In the listing below, locate the lines that hold the string "styles". Copy those lines.

(Entries with page source code)
[start]

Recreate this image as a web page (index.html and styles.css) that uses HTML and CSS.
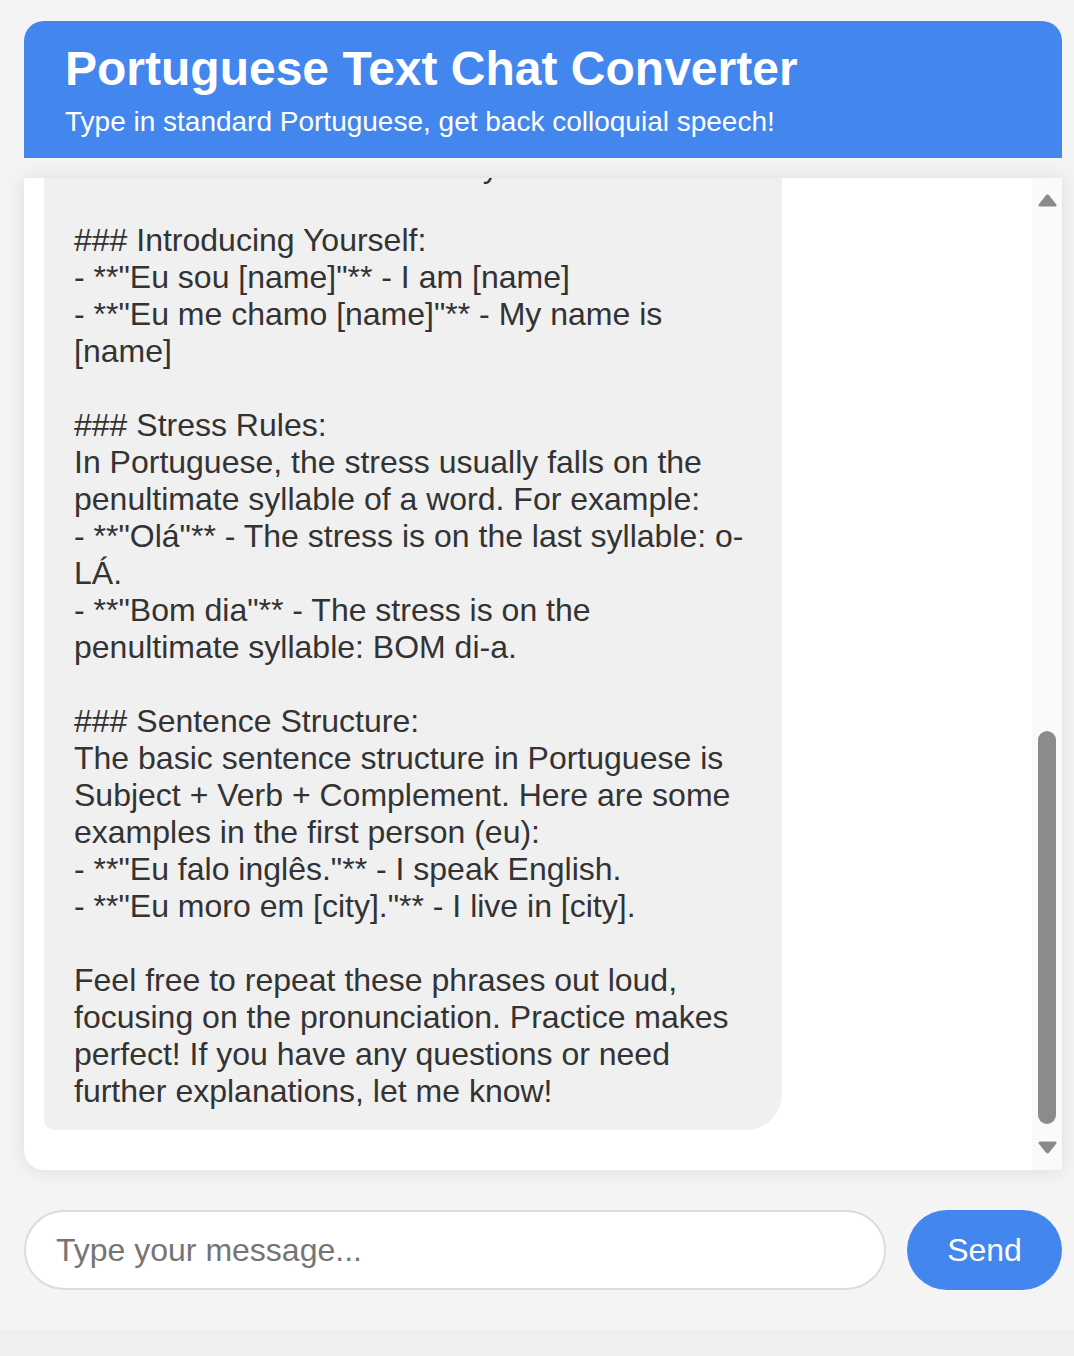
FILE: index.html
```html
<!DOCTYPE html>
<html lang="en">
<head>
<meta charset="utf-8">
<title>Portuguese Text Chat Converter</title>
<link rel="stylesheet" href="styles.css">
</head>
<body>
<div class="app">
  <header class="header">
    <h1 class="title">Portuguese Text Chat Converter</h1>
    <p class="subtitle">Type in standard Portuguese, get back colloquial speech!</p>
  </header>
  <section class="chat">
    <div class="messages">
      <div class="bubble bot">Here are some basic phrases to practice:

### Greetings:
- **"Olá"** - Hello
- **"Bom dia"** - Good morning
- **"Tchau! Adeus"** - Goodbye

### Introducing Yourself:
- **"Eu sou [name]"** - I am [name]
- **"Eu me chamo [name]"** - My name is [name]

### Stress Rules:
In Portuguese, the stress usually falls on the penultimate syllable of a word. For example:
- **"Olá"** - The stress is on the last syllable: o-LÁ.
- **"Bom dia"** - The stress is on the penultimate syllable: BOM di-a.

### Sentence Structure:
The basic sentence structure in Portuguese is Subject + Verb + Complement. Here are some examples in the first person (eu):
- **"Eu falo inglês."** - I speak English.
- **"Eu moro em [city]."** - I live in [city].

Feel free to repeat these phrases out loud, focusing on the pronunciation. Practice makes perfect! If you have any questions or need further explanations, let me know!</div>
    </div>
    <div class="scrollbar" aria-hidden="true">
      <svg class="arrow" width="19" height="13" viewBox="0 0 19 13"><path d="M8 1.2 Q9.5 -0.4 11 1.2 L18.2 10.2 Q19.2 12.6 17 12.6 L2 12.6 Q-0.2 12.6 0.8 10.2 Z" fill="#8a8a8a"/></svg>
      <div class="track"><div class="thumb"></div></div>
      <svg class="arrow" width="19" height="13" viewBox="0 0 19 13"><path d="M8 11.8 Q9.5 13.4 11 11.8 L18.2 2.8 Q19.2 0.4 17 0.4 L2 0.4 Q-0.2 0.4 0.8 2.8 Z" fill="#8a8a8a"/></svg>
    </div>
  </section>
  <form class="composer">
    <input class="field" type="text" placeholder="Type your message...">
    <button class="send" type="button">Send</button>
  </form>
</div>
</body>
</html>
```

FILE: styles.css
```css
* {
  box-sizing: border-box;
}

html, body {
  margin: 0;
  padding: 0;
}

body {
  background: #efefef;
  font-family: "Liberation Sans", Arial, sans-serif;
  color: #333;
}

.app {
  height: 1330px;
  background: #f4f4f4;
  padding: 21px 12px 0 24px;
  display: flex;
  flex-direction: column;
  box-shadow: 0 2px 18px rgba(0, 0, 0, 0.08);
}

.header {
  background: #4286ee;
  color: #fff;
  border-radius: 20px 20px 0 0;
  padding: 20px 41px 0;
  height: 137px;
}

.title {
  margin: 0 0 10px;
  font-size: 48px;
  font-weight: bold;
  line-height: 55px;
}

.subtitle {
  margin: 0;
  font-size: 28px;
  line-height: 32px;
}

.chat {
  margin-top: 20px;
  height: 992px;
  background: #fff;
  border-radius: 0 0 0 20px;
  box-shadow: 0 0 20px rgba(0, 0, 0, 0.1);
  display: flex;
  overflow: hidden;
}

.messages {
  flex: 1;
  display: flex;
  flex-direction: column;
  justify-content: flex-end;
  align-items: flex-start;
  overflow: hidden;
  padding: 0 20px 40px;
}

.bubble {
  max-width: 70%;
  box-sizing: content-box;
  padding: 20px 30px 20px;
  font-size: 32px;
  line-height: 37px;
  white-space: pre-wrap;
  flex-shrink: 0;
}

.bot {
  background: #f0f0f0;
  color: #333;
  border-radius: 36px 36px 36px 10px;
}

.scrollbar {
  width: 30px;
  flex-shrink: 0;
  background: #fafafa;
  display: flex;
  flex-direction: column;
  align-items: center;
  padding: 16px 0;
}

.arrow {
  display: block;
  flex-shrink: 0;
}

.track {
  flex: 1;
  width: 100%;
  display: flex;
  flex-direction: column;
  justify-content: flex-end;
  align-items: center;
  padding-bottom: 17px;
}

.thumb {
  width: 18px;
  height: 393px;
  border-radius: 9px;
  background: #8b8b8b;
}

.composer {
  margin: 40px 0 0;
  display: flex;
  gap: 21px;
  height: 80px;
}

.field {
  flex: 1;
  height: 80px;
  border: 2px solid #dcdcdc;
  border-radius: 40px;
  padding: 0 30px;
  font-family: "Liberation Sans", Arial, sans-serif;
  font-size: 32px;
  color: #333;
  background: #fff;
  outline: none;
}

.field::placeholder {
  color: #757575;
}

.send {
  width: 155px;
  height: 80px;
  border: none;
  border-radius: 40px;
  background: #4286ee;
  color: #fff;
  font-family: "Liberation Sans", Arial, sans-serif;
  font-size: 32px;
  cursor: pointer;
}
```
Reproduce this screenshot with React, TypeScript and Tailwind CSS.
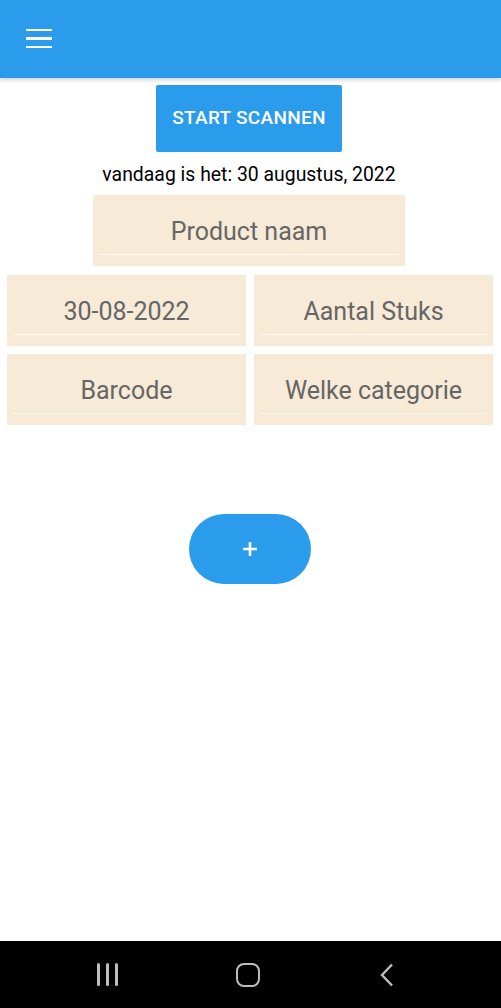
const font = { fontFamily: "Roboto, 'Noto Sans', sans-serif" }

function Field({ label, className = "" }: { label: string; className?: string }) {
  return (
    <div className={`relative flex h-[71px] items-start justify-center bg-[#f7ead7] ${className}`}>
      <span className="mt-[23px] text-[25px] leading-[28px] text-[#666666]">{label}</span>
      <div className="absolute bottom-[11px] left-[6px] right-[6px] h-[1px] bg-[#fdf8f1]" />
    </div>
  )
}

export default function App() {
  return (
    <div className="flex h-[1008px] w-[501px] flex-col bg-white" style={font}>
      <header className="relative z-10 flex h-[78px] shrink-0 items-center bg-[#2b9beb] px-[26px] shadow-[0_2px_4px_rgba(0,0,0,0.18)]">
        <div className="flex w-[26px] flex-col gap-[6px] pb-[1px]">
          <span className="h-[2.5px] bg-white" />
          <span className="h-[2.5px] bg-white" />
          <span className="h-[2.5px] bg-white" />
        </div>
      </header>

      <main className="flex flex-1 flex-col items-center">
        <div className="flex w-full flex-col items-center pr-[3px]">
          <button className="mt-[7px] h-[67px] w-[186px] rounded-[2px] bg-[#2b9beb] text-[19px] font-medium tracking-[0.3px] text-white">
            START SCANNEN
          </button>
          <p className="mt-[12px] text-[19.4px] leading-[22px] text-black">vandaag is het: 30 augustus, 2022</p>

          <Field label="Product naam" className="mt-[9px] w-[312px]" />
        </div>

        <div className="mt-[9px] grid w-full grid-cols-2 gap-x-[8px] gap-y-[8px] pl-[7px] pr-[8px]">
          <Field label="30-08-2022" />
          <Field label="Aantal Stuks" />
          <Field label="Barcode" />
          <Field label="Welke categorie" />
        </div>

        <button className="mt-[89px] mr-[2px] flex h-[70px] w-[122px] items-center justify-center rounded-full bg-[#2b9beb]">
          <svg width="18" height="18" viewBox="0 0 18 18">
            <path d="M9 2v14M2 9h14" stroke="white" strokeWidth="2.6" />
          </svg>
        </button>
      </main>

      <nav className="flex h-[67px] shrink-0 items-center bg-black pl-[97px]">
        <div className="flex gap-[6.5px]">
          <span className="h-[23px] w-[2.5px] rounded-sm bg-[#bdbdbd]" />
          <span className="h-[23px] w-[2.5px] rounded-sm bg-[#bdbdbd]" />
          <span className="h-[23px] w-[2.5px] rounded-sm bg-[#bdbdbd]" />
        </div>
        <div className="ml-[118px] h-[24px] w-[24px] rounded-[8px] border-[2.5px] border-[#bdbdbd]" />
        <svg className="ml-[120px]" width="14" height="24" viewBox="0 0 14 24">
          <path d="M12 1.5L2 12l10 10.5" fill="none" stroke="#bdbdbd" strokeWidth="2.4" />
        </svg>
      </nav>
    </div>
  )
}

[end]

*Solution to the problem*:
Recreate this image as a web page (index.html and styles.css) that uses HTML and CSS.
<link rel="stylesheet" href="styles.css">
FILE: styles.css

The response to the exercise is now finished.